All the beaches were interesting to see. The one that really stood out was Omaha Beach. When you walk out to the edge of those towering cliffs and walk into what’s left of those German concrete bunkers you start to get a better idea of what it was like on D-Day. I know we can watch movies and actual war video, but when you stand there and feel that huge ocean wind and smell that salt water and look with your own eyes at how tall those cliffs actually are, it really helps to visualize the events of June 6th, 1944, so many years ago.
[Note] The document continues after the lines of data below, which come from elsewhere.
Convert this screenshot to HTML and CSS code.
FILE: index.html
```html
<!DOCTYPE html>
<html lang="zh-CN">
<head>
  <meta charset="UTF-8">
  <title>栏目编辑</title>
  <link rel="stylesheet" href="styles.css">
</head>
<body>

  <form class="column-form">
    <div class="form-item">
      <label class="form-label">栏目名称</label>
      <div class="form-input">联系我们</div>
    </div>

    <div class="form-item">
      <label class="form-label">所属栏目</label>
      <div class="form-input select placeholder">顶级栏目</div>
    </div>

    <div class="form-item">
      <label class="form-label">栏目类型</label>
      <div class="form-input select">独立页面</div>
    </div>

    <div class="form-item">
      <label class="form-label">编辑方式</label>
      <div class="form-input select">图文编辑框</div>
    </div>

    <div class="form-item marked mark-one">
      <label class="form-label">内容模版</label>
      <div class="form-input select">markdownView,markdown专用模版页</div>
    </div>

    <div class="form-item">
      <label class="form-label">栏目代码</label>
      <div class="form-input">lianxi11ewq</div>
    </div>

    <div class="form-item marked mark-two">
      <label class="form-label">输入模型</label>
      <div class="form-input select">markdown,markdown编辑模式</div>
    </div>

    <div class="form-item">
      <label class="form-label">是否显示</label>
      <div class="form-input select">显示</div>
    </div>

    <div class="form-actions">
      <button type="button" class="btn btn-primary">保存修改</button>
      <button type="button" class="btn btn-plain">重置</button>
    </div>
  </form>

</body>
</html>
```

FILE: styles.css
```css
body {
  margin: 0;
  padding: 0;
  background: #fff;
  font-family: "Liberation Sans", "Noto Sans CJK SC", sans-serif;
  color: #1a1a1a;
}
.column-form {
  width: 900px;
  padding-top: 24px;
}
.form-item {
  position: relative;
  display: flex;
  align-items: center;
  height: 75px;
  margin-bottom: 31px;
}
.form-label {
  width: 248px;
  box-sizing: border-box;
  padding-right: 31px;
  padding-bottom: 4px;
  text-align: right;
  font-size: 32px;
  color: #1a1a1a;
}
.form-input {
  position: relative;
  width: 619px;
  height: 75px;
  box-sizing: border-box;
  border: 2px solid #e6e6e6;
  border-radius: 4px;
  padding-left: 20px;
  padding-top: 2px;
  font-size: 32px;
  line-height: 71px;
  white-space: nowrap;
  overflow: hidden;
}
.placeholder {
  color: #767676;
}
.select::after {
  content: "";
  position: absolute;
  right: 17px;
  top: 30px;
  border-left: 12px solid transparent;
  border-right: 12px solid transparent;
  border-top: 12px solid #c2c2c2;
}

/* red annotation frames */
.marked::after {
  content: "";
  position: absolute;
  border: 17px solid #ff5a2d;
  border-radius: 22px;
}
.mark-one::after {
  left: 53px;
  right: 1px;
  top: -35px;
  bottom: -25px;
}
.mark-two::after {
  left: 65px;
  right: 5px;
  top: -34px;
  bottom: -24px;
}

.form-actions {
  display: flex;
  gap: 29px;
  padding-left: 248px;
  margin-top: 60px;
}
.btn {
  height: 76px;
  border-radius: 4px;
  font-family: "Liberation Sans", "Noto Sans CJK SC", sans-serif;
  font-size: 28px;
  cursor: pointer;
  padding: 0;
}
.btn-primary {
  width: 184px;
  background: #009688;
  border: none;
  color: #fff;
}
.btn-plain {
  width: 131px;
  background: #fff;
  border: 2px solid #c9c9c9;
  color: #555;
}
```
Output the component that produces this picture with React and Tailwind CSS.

Normandy American Cemetery
Our final stop was the cemetery you see in the final scene of “Saving Private Ryan”. All those crosses are lined up perfectly as far as the eye can see. It was a very surreal place on top of those cliffs, everything was perfectly manicured like you were visiting The Masters golf course in Augusta, Georgia. You could still feel that wind and smell that distinct salt air in the breeze. Each cross had the soldier’s name, what outfit he was from and where he lived. There were some grave markers that just read “HERE RESTS IN HONORED GLORY A COMRADE IN ARMS KNOWN BUT TO GOD”. Most people don’t like cemeteries, but this one was so very peaceful and such an honor to visit.
My Final Thought
As I stood there and stared at someone’s tombstone I did not know, I couldn’t help but think back on the final scene of “Saving Private Ryan”. In that scene a much older Private Ryan finds the tombstone of “Captain Miller” played by Tom Hanks. He says, “I’ve tried to live a good life and be a good person”, a conversation they had as “Captain Miller” died in his arms on that bridge right after he said, “Earn this!” It always, without fail, brings tears to my eyes as I watch that scene. I think I realize now more than ever after visiting the beaches of Normandy that freedom is not free. A lot of men laid down their lives so we can enjoy freedom today. I just hope that I’ve lived a good life, that I’ve been a good person and that I’ve tried to earn what these men paid for with their lives.
May God bless that great generation who fought in World War II and every man and woman who have served and are serving in the military to preserve peace and freedom.